Offline use must have an explicit policy for an expired or revoked session and for protecting locally cached data. Pending field work must not be discarded merely because the server cannot be reached.

The future native client authorization flow must be based on OAuth 2.0 Authorization Code with PKCE through an external user-agent. The research and ADR must decide how the built-in account path and optional OIDC path expose that contract.

Organization and Authorization Model

Use organizations and memberships from the beginning so the same model supports a family, mentor relationship, bee club, research group, or commercial team.

MVP roles are:

  • Owner
  • Beekeeper
  • Viewer

Admin, Apiary Manager, Inspector, Mentor, club, research, and commercial role templates are later extensions over the same capability model.

Roles are convenience groupings, not the authorization boundary.
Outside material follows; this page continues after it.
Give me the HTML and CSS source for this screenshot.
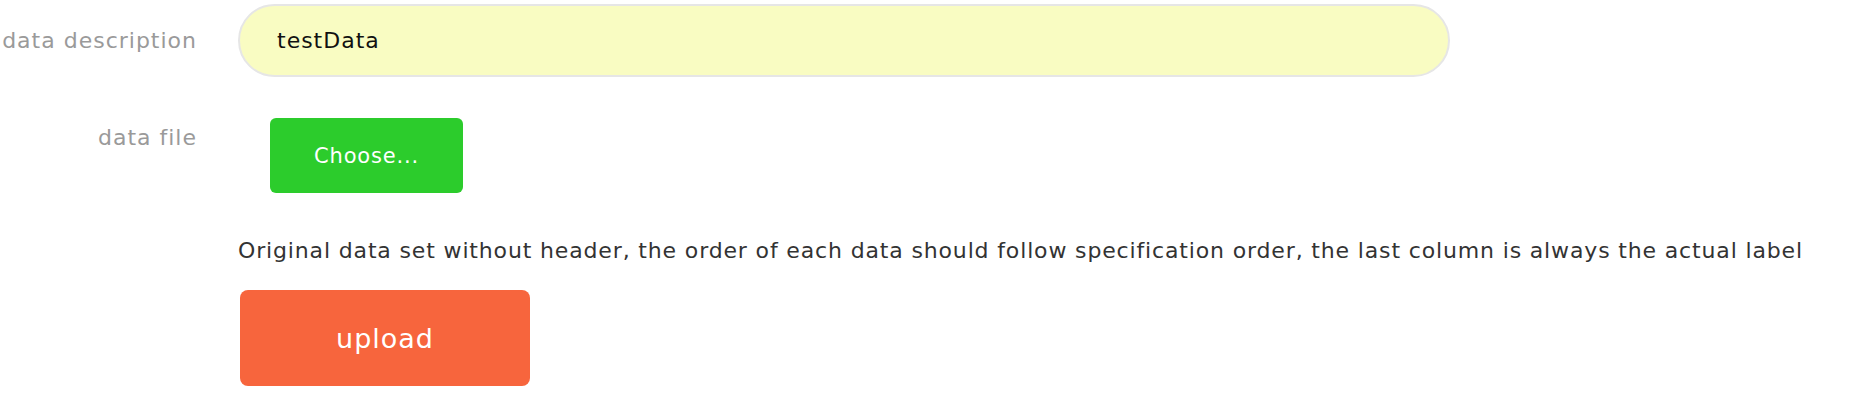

Server-side permissions must govern each organization-scoped operation, including viewing, editing, inspections, media, member management, sharing, export, and administration. Every query and object lookup must enforce organization isolation; a client-provided organization identifier is never sufficient authorization.

Sharing

Private family and team sharing comes first. Mentor, club, and public read-only sharing are later capabilities. Public links must be unguessable, narrowly scoped, revocable, expiring where appropriate, and unable to reveal precise apiary locations or other sensitive data by default.

Implementation and Verification Work

Implement ADR 0010 and verify hashing cost, bootstrap races, session rotation, recovery, throttling, CSRF/origin controls, role capabilities, and cross-organization negative cases. See the broader Security Architecture for transport, secrets, software-supply-chain, and release requirements.